--- Begin Records supplied ---

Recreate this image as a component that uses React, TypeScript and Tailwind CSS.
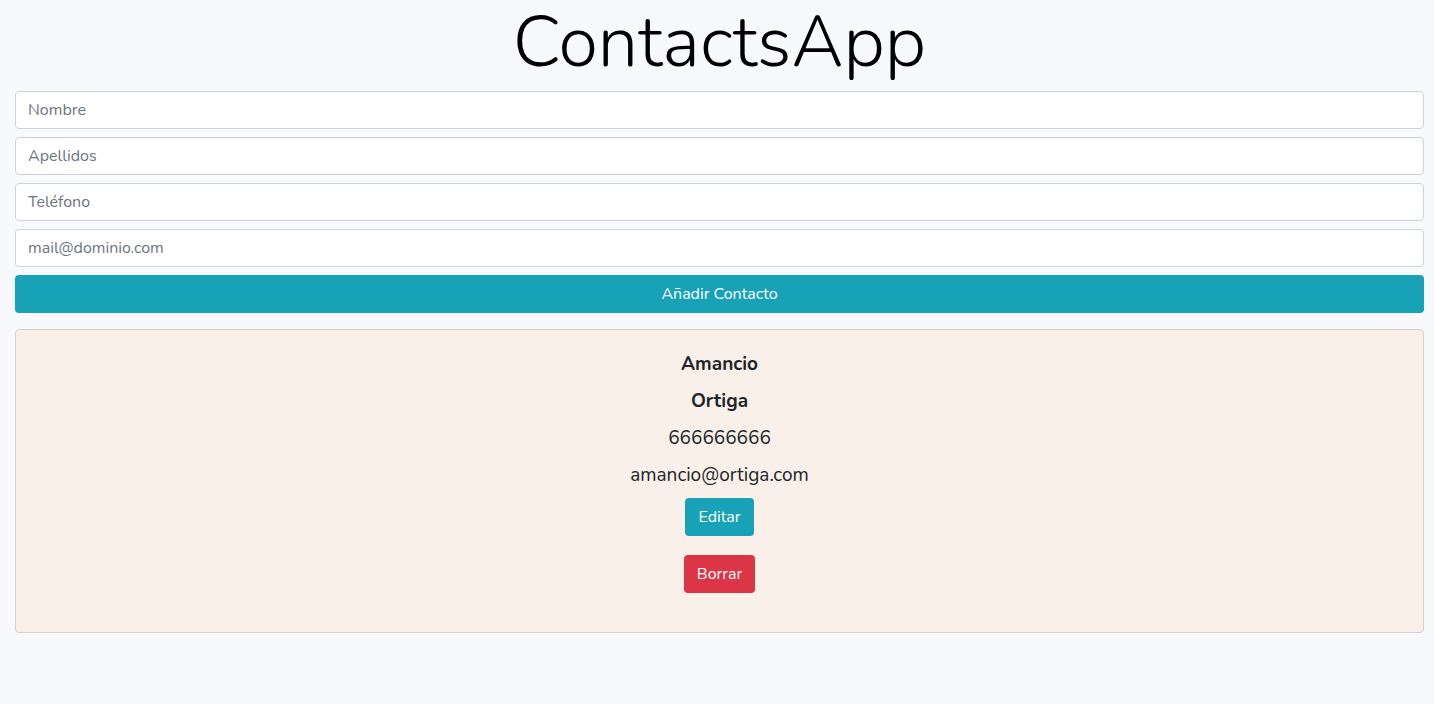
import { useState } from 'react';

const font = { fontFamily: 'Nunito, Lato, "Noto Sans", sans-serif' };

export default function App() {
  const [form, setForm] = useState({ nombre: '', apellidos: '', telefono: '', email: '' });

  const fields: { key: keyof typeof form; placeholder: string }[] = [
    { key: 'nombre', placeholder: 'Nombre' },
    { key: 'apellidos', placeholder: 'Apellidos' },
    { key: 'telefono', placeholder: 'Teléfono' },
    { key: 'email', placeholder: 'mail@dominio.com' },
  ];

  return (
    <div className="min-h-[704px] bg-[#f8f9fa] text-[#212529]" style={font}>
      <div className="pl-[15px] pr-[10px]">
        {/* Title */}
        <h1 className="text-center text-[72px] font-light leading-[85px] text-black mb-[6px]">ContactsApp</h1>

        {/* Form */}
        <form className="flex flex-col gap-2" onSubmit={(e) => e.preventDefault()}>
          {fields.map((f) => (
            <input
              key={f.key}
              value={form[f.key]}
              onChange={(e) => setForm({ ...form, [f.key]: e.target.value })}
              placeholder={f.placeholder}
              className="h-[38px] w-full rounded-[4px] border border-[#ced4da] bg-white px-3 text-base text-[#495057] placeholder:text-[#6c757d] outline-none"
            />
          ))}
          <button
            type="submit"
            className="h-[38px] w-full rounded-[4px] bg-[#17a2b8] text-base text-white"
          >
            Añadir Contacto
          </button>
        </form>

        {/* Contact card */}
        <div className="mt-4 flex flex-col items-center rounded-[4px] border border-[#d6d0cb] bg-[#f8f0e9] pt-[16px] pb-[39px]">
          <div className="text-[19px] font-bold leading-[37px]">Amancio</div>
          <div className="text-[19px] font-bold leading-[37px]">Ortiga</div>
          <div className="text-[19px] leading-[37px]">666666666</div>
          <div className="text-[19px] leading-[37px]">amancio@ortiga.com</div>
          <button className="mt-[4px] h-[38px] rounded-[4px] bg-[#17a2b8] px-[13px] text-base text-white">Editar</button>
          <button className="mt-[19px] h-[38px] rounded-[4px] bg-[#dc3545] px-[13px] text-base text-white">Borrar</button>
        </div>
      </div>
    </div>
  );
}
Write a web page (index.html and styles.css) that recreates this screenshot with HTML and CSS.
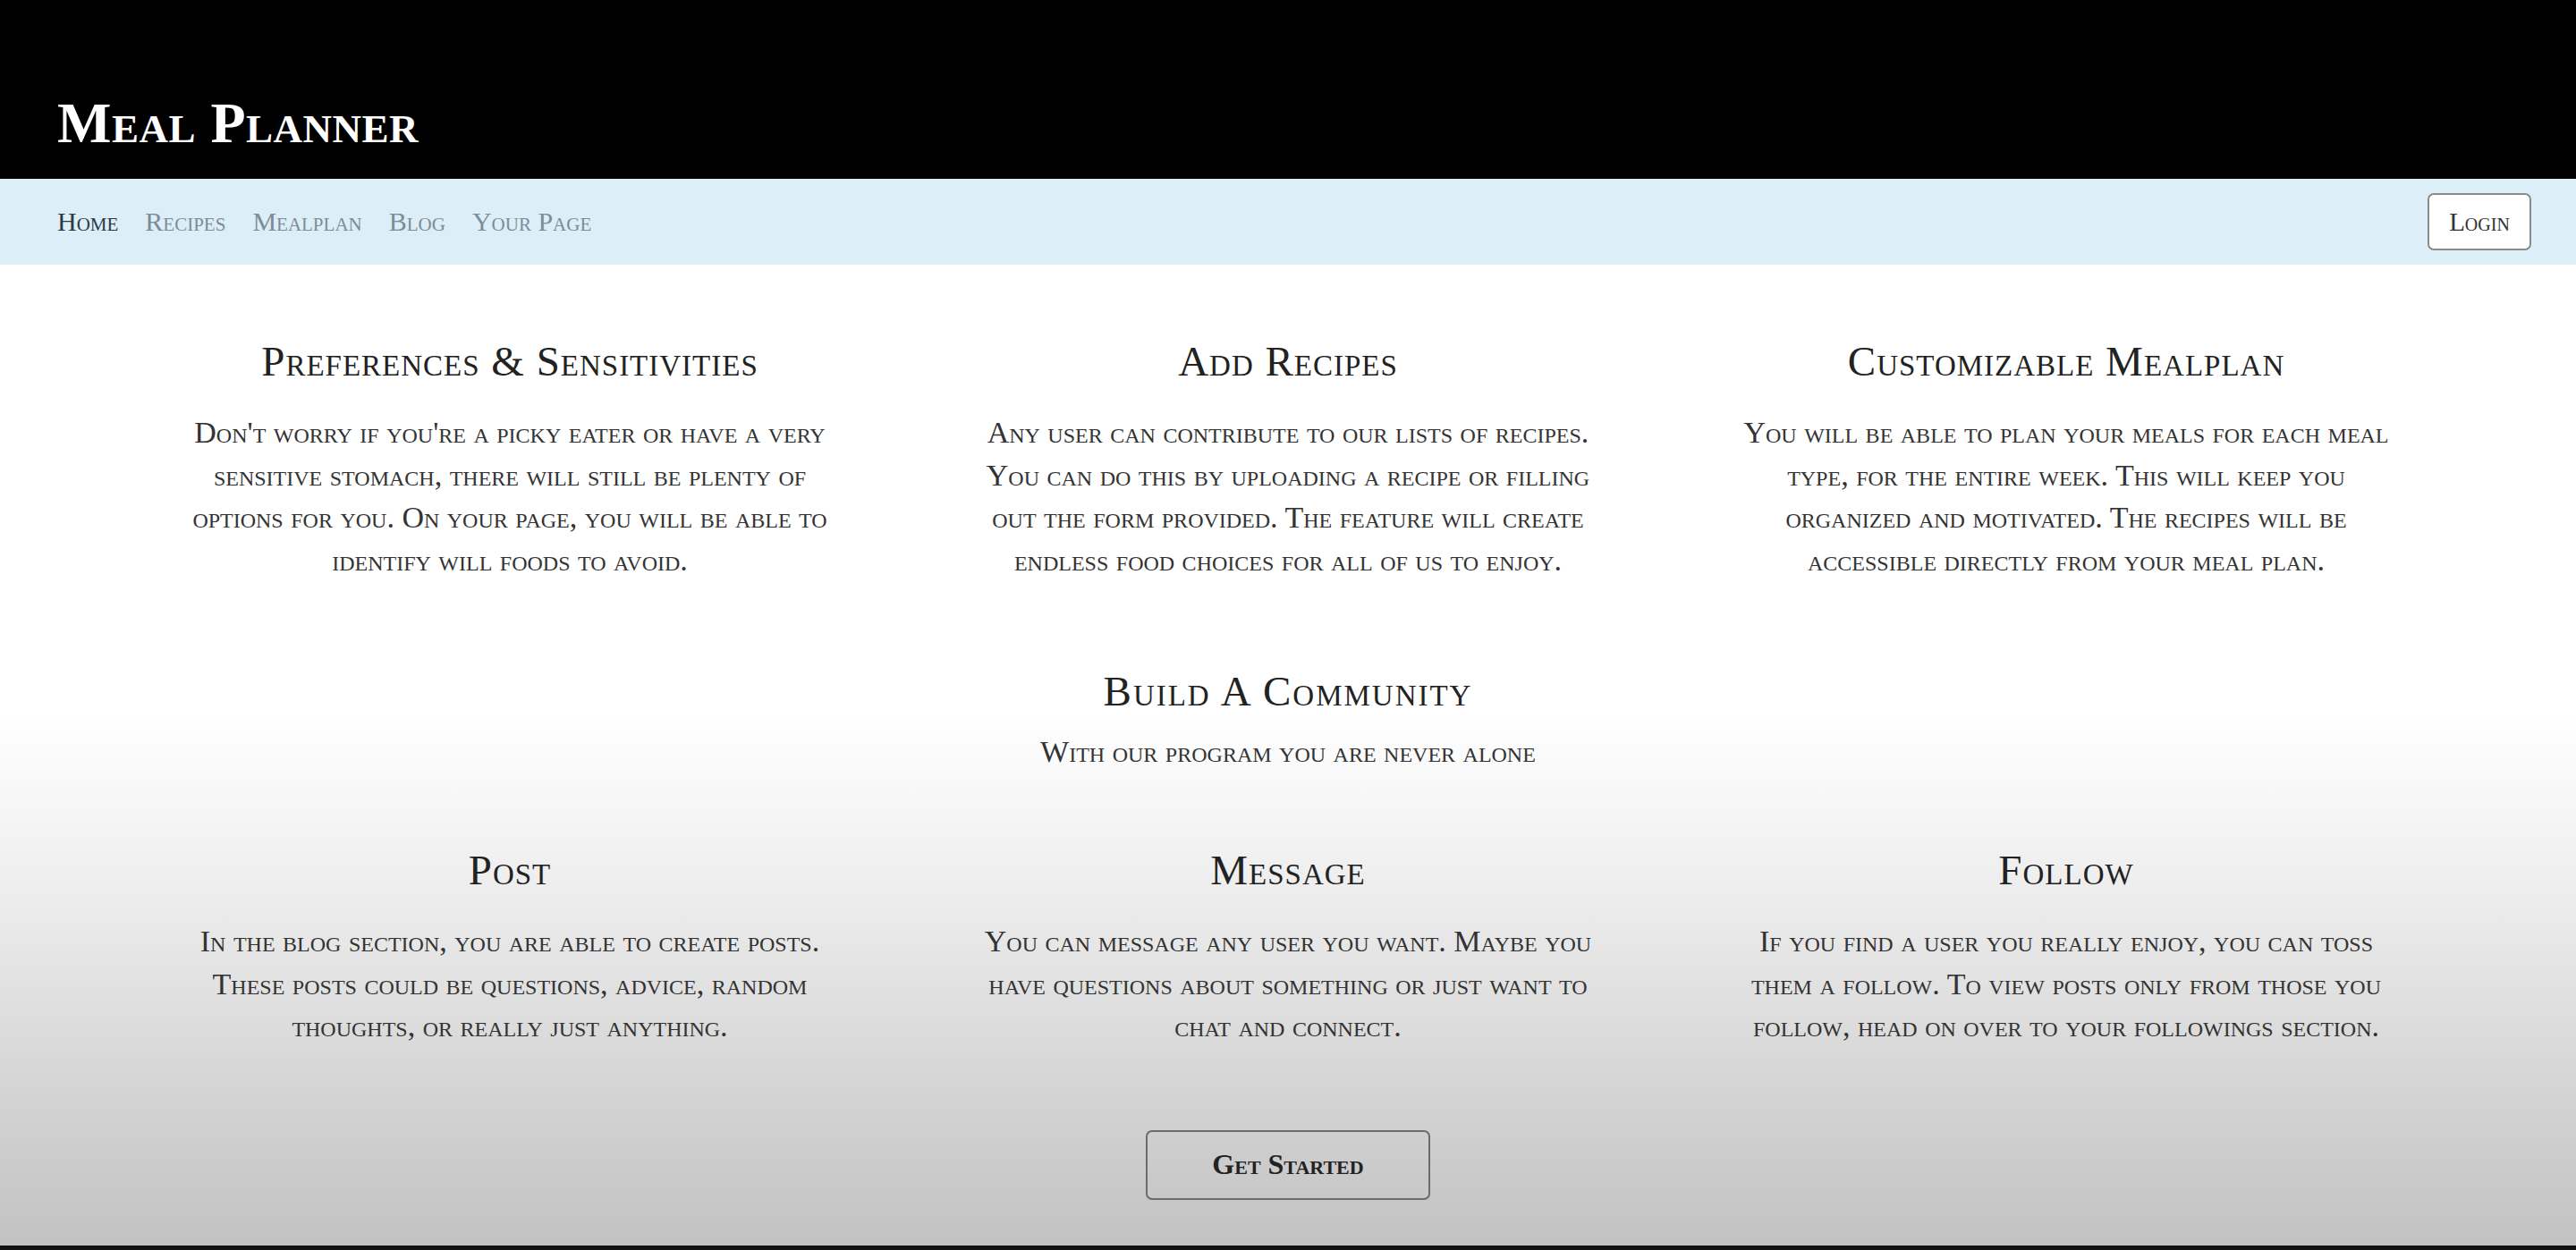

--- End Records supplied ---

*Challenge*
Your task is to transcribe all of the records precisely, with no images included.

*The answer*
Recreate this image as a component that uses React, TypeScript and Tailwind CSS.
import { useState } from 'react';

const font = { fontFamily: 'Nunito, Lato, "Noto Sans", sans-serif' };

export default function App() {
  const [form, setForm] = useState({ nombre: '', apellidos: '', telefono: '', email: '' });

  const fields: { key: keyof typeof form; placeholder: string }[] = [
    { key: 'nombre', placeholder: 'Nombre' },
    { key: 'apellidos', placeholder: 'Apellidos' },
    { key: 'telefono', placeholder: 'Teléfono' },
    { key: 'email', placeholder: 'mail@dominio.com' },
  ];

  return (
    <div className="min-h-[704px] bg-[#f8f9fa] text-[#212529]" style={font}>
      <div className="pl-[15px] pr-[10px]">
        {/* Title */}
        <h1 className="text-center text-[72px] font-light leading-[85px] text-black mb-[6px]">ContactsApp</h1>

        {/* Form */}
        <form className="flex flex-col gap-2" onSubmit={(e) => e.preventDefault()}>
          {fields.map((f) => (
            <input
              key={f.key}
              value={form[f.key]}
              onChange={(e) => setForm({ ...form, [f.key]: e.target.value })}
              placeholder={f.placeholder}
              className="h-[38px] w-full rounded-[4px] border border-[#ced4da] bg-white px-3 text-base text-[#495057] placeholder:text-[#6c757d] outline-none"
            />
          ))}
          <button
            type="submit"
            className="h-[38px] w-full rounded-[4px] bg-[#17a2b8] text-base text-white"
          >
            Añadir Contacto
          </button>
        </form>

        {/* Contact card */}
        <div className="mt-4 flex flex-col items-center rounded-[4px] border border-[#d6d0cb] bg-[#f8f0e9] pt-[16px] pb-[39px]">
          <div className="text-[19px] font-bold leading-[37px]">Amancio</div>
          <div className="text-[19px] font-bold leading-[37px]">Ortiga</div>
          <div className="text-[19px] leading-[37px]">666666666</div>
          <div className="text-[19px] leading-[37px]">amancio@ortiga.com</div>
          <button className="mt-[4px] h-[38px] rounded-[4px] bg-[#17a2b8] px-[13px] text-base text-white">Editar</button>
          <button className="mt-[19px] h-[38px] rounded-[4px] bg-[#dc3545] px-[13px] text-base text-white">Borrar</button>
        </div>
      </div>
    </div>
  );
}
Write a web page (index.html and styles.css) that recreates this screenshot with HTML and CSS.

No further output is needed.